Coaches a forgotten commodity

MORRIS DALLA COSTA -- London Free Press

, Last Updated: 7:54 AM ET

The voice that left a message on the telephone was excited about how well the London Junior Knights had fared in last weekend's Ontario Hockey League draft.

While it didn't compare to the six choices of the top 44 players taken last year, this year's five picks in the first four rounds, including first-rounder Nazem Kadri, is impressive.

When you toss in some of the top choices from the Elgin-Middlesex Chiefs, there was a lot of local content selected.

But back to the voice.

He was pleased with the publicity accorded the players who were drafted. It's a testament to what appears to be a continually improving minor hockey system.

"But there's someone who's never mentioned and they do a lot of the work and deserve a lot of the credit," the voice said. "The coach. No one remembers the coach. No one knows what he goes through."

Thanks for the reminder.

In the case of the London Junior Knights minor midgets, it's John Caldarozzi. He's been with the organization for four years. He's also been a coach with two Ontario Hockey Association junior B teams and one junior D.

It used to be a minor hockey hockey coach was the volunteer who could skate and knew something about the game. That couldn't get you near a team now.

Coaches at the rep levels are trained, moving to higher levels as they develop their skills. As coaches get older, there's an increased expectation they'll prepare their more skilled players for graduation to higher levels.

These players are targeted and followed from the early stages of their careers.

Joe O'Neill is president of the London Junior Knights. He's come to understand that as players get older and are drafted, the organization will always be measured against that 2005 OHL draft.

He predicts the Junior Knights born in 1996 will be the next great group. Those kids are 10 years old and while they aren't yet under a microscope, they are already under a magnifying glass.

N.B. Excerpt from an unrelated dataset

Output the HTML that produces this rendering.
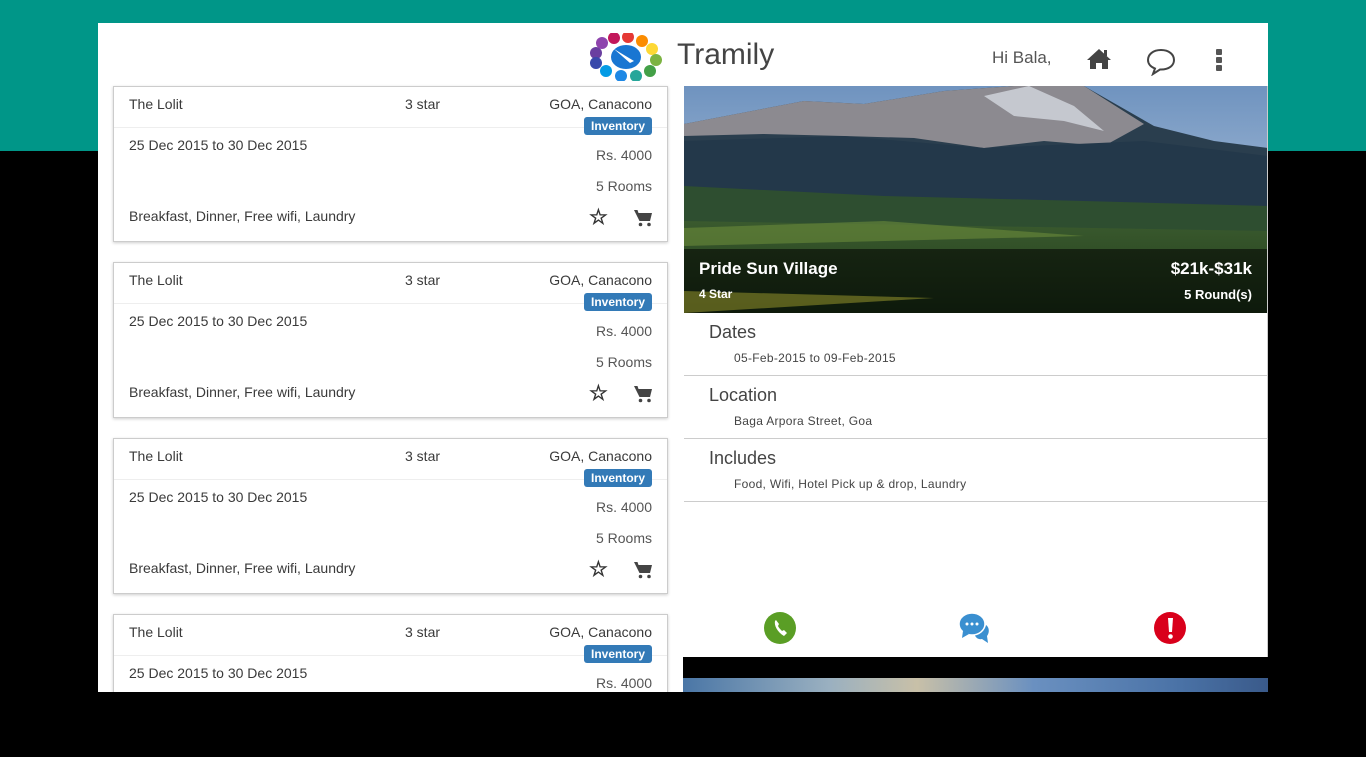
<!DOCTYPE html>
<html><head><meta charset="utf-8"><style>
*{margin:0;padding:0;box-sizing:border-box}
body{width:1366px;height:757px;background:#000;position:relative;overflow:hidden;font-family:"Liberation Sans",Arial,sans-serif;color:#444}
.teal{position:absolute;left:0;top:0;width:1366px;height:151px;background:#009688}
.wrap{position:absolute;left:98px;top:23px;width:1170px;height:669px;background:#fff;overflow:hidden}
.card{position:absolute;left:15px;width:555px;height:156px;border:1px solid #ccc;box-shadow:0 1px 3px rgba(0,0,0,.2);background:#fff;font-size:14px;color:#3a3a3a}
.card .hd{height:41px;border-bottom:1px solid #eee;position:relative}
.card span{position:absolute}
.badge{position:absolute;right:15px;top:30px;background:#337ab7;color:#fff;font-weight:bold;font-size:12px;padding:2px 7px;border-radius:3px}
.sec{position:absolute;left:586px;width:584px;border-bottom:1px solid #ccc}
.sec h3{font-weight:normal;font-size:18px;color:#444;position:absolute;left:25px;top:9px}
.sec p{font-size:12px;position:absolute;left:50px;top:38px;letter-spacing:.3px}
</style></head><body>
<div class="teal"></div>
<div class="wrap">
 <svg style="position:absolute;left:488px;top:10px" width="80" height="48" viewBox="0 0 80 48">
  <g>
   <circle cx="10" cy="20" r="6" fill="#6a3fa0"/><circle cx="16" cy="10" r="6" fill="#8e44ad"/><circle cx="28" cy="5" r="6" fill="#c2185b"/>
   <circle cx="42" cy="4" r="6" fill="#e53935"/><circle cx="56" cy="8" r="6" fill="#fb8c00"/><circle cx="66" cy="16" r="6" fill="#fdd835"/>
   <circle cx="70" cy="27" r="6" fill="#7cb342"/><circle cx="64" cy="38" r="6" fill="#43a047"/><circle cx="50" cy="43" r="6" fill="#26a69a"/>
   <circle cx="35" cy="43" r="6" fill="#1e88e5"/><circle cx="20" cy="38" r="6" fill="#039be5"/><circle cx="10" cy="30" r="6" fill="#3949ab"/>
   <ellipse cx="40" cy="24" rx="15" ry="12" fill="#1976d2"/><path d="M28 16 L48 28 L44 30 Z" fill="#fff"/>
  </g>
 </svg>
 <div style="position:absolute;left:579px;top:15px;font-size:30px;color:#444">Tramily</div>
 <div style="position:absolute;left:894px;top:25px;font-size:17px;color:#555">Hi Bala,</div>
 <svg style="position:absolute;left:988px;top:25px" width="26" height="22" viewBox="0 0 26 22"><path d="M13 1 L1 12 H4 V21 H10 V15 H16 V21 H22 V12 H25 Z" fill="#444"/><rect x="18" y="2" width="3" height="6" fill="#444"/></svg>
 <svg style="position:absolute;left:1048px;top:25px" width="30" height="28" viewBox="0 0 30 28"><path d="M15 2 C7 2 2 6.5 2 12 C2 16 5 19 9 20.5 L7 26 L14 21.5 C15 21.5 15 21.5 15 21.5 C23 21.5 28 17.5 28 12 C28 6.5 23 2 15 2 Z" fill="none" stroke="#444" stroke-width="2"/></svg>
 <div style="position:absolute;left:1118px;top:26px;width:6px">
  <div style="width:6px;height:6px;background:#555;border-radius:1px;margin-bottom:2px"></div><div style="width:6px;height:6px;background:#555;border-radius:1px;margin-bottom:2px"></div><div style="width:6px;height:6px;background:#555;border-radius:1px"></div></div>

 <div class="card" style="top:63px"><div class="hd"><span style="left:15px;top:9px">The Lolit</span><span style="left:291px;top:9px">3 star</span><span style="right:15px;top:9px">GOA, Canacono</span><div class="badge">Inventory</div></div>
  <span style="left:15px;top:50px">25 Dec 2015 to 30 Dec 2015</span><span style="right:15px;top:60px;color:#555">Rs. 4000</span><span style="right:15px;top:91px;color:#555">5 Rooms</span><span style="left:15px;top:121px">Breakfast, Dinner, Free wifi, Laundry</span>
  <span style="left:475px;top:118px;font-size:21px;color:#333;font-weight:bold">☆</span>
  <svg style="position:absolute;left:520px;top:122px" width="18" height="18" viewBox="0 0 18 18"><path d="M0 1 H3.5 L4.5 4 H18 L16 12 H5.5 Z" fill="#444"/><circle cx="6.5" cy="15.5" r="1.8" fill="#444"/><circle cx="15" cy="15.5" r="1.8" fill="#444"/></svg></div>
 <div class="card" style="top:239px"><div class="hd"><span style="left:15px;top:9px">The Lolit</span><span style="left:291px;top:9px">3 star</span><span style="right:15px;top:9px">GOA, Canacono</span><div class="badge">Inventory</div></div>
  <span style="left:15px;top:50px">25 Dec 2015 to 30 Dec 2015</span><span style="right:15px;top:60px;color:#555">Rs. 4000</span><span style="right:15px;top:91px;color:#555">5 Rooms</span><span style="left:15px;top:121px">Breakfast, Dinner, Free wifi, Laundry</span>
  <span style="left:475px;top:118px;font-size:21px;color:#333;font-weight:bold">☆</span>
  <svg style="position:absolute;left:520px;top:122px" width="18" height="18" viewBox="0 0 18 18"><path d="M0 1 H3.5 L4.5 4 H18 L16 12 H5.5 Z" fill="#444"/><circle cx="6.5" cy="15.5" r="1.8" fill="#444"/><circle cx="15" cy="15.5" r="1.8" fill="#444"/></svg></div>
 <div class="card" style="top:415px"><div class="hd"><span style="left:15px;top:9px">The Lolit</span><span style="left:291px;top:9px">3 star</span><span style="right:15px;top:9px">GOA, Canacono</span><div class="badge">Inventory</div></div>
  <span style="left:15px;top:50px">25 Dec 2015 to 30 Dec 2015</span><span style="right:15px;top:60px;color:#555">Rs. 4000</span><span style="right:15px;top:91px;color:#555">5 Rooms</span><span style="left:15px;top:121px">Breakfast, Dinner, Free wifi, Laundry</span>
  <span style="left:475px;top:118px;font-size:21px;color:#333;font-weight:bold">☆</span>
  <svg style="position:absolute;left:520px;top:122px" width="18" height="18" viewBox="0 0 18 18"><path d="M0 1 H3.5 L4.5 4 H18 L16 12 H5.5 Z" fill="#444"/><circle cx="6.5" cy="15.5" r="1.8" fill="#444"/><circle cx="15" cy="15.5" r="1.8" fill="#444"/></svg></div>
 <div class="card" style="top:591px"><div class="hd"><span style="left:15px;top:9px">The Lolit</span><span style="left:291px;top:9px">3 star</span><span style="right:15px;top:9px">GOA, Canacono</span><div class="badge">Inventory</div></div>
  <span style="left:15px;top:50px">25 Dec 2015 to 30 Dec 2015</span><span style="right:15px;top:60px;color:#555">Rs. 4000</span></div>

 <svg style="position:absolute;left:586px;top:63px" width="584" height="227" viewBox="0 0 584 227">
  <defs><linearGradient id="sk" x1="0" y1="0" x2="0" y2="1"><stop offset="0" stop-color="#6f93bf"/><stop offset="1" stop-color="#c8d6e6"/></linearGradient>
  <linearGradient id="gr" x1="0" y1="0" x2="0" y2="1"><stop offset="0" stop-color="#3a5a2e"/><stop offset="1" stop-color="#1f3a1a"/></linearGradient></defs>
  <rect width="584" height="227" fill="url(#sk)"/>
  <path d="M0 38 L120 15 L180 18 L260 5 L330 0 L400 0 L470 40 L530 55 L584 62 L584 227 L0 227 Z" fill="#2a3e4e"/>
  <path d="M0 38 L120 15 L180 18 L260 5 L330 0 L400 0 L460 38 L420 60 L360 55 L300 62 L230 52 L160 50 L80 48 L0 50 Z" fill="#8c8a90"/>
  <path d="M300 10 L345 0 L390 20 L420 45 L380 35 L330 30 Z" fill="#dde2ea" opacity=".7"/>
  <path d="M0 55 L160 50 L300 62 L460 55 L584 70 L584 227 L0 227 Z" fill="#23384a"/>
  <path d="M0 100 L200 110 L400 115 L584 120 L584 227 L0 227 Z" fill="#2e4e30"/>
  <path d="M0 135 L584 145 L584 227 L0 227 Z" fill="url(#gr)"/>
  <path d="M0 142 L200 135 L400 150 L0 160 Z" fill="#6a8a3a" opacity=".6"/>
  <rect y="163" width="584" height="64" fill="#000" opacity=".55"/>
  <path d="M0 205 L250 212 L0 227 Z" fill="#8a8a2a" opacity=".6"/>
  <text x="15" y="188" font-family="Liberation Sans" font-weight="bold" font-size="17" fill="#fff">Pride Sun Village</text>
  <text x="568" y="188" text-anchor="end" font-family="Liberation Sans" font-weight="bold" font-size="17" fill="#fff">$21k-$31k</text>
  <text x="15" y="212" font-family="Liberation Sans" font-weight="bold" font-size="12" fill="#fff">4 Star</text>
  <text x="568" y="213" text-anchor="end" font-family="Liberation Sans" font-weight="bold" font-size="13" fill="#fff">5 Round(s)</text>
 </svg>
 <div class="sec" style="top:290px;height:63px"><h3>Dates</h3><p>05-Feb-2015 to 09-Feb-2015</p></div>
 <div class="sec" style="top:353px;height:63px"><h3>Location</h3><p>Baga Arpora Street, Goa</p></div>
 <div class="sec" style="top:416px;height:63px"><h3>Includes</h3><p>Food, Wifi, Hotel Pick up &amp; drop, Laundry</p></div>
 <div style="position:absolute;left:1169px;top:63px;width:1px;height:571px;background:#ccc"></div>
 <svg style="position:absolute;left:666px;top:589px" width="33" height="33" viewBox="0 0 33 33"><circle cx="16" cy="16" r="16" fill="#5a9e25"/><path d="M11 9 C10 13 13 20 20 24 L23 21 L20 18 L18 19 C16 17 15 16 14 14 L15 12 L12 8 Z" fill="#fff"/></svg>
 <svg style="position:absolute;left:860px;top:588px" width="34" height="34" viewBox="0 0 34 34"><path d="M16 20 C20 22 27 20 28 14 C31 16 32 21 29 25 L30 32 L24 28 C20 29 16 26 16 20 Z" fill="#3a8fd0"/><ellipse cx="14" cy="13" rx="13" ry="11" fill="#3a8fd0" stroke="#fff" stroke-width="1.5"/><path d="M5 20 L4 27 L11 23 Z" fill="#3a8fd0"/><circle cx="9" cy="13" r="1.5" fill="#fff"/><circle cx="14" cy="13" r="1.5" fill="#fff"/><circle cx="19" cy="13" r="1.5" fill="#fff"/></svg>
 <svg style="position:absolute;left:1056px;top:589px" width="33" height="33" viewBox="0 0 33 33"><circle cx="16" cy="16" r="16" fill="#d9001b"/><path d="M14 6 H19 L18 20 H15 Z" fill="#fff"/><circle cx="16.5" cy="24.5" r="2.3" fill="#fff"/></svg>
 <div style="position:absolute;left:585px;top:634px;width:585px;height:21px;background:#000"></div>
 <div style="position:absolute;left:585px;top:655px;width:585px;height:14px;background:linear-gradient(90deg,#4a76a6,#9ab0c0 25%,#c8c0a8 40%,#6a90c0 60%,#4a72a6 85%,#3a5a8a)"></div>
</div>
</body></html>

And the guy who has to teach kids how to have fun and ask parents to keep everything in perspective -- is the coach.

"What we say to the parents, is kids should play hockey at 15 as they do at five," Caldarozzi said.

"They should play to enjoy themselves, to learn and to go home with a smile on their face, Caldarozzi continued. "But what happens between five and 15 is different pressures enter into the game and everything becomes skewed."

And so the challenge is even greater for a minor hockey coach. Not only must he know how to coach and do what he can to make the experience enjoyable for himself and his charges, he must also deal with the expectations of those players, parents and the association as well.

"Everybody's a lot more educated. People spend a lot more money than they used to, spend a lot more time at the rink than they used to. Everyone's a lot more amped up," Caldarozzi said.

"Thanks to the Internet, most kids can get every minor midget hockey game result (in the province) as quickly as it takes for one of us to drive home from the rink. Of course, we just don't get the result, we also get an analysis that leads to some sort of dialogue. This environment creates a never-ending level of hysteria to those that wish to subject themselves to it."

There was a time when elite players would play junior B. Now most remain in minor hockey, allowing parents, scouts and players to compare themselves to others going into the draft.

All this makes the work of a coach complicated, delicate and a lot more time- consuming.

"You can get eaten up in this environment," Caldarozzi said. "This ain't the old days when you were just thankful someone's coaching. Now it's who's coaching, what have they done and what are they going to do?"

How things have changed. And the guy who usually has to hold things together is the guy most often forgotten . . . the coach.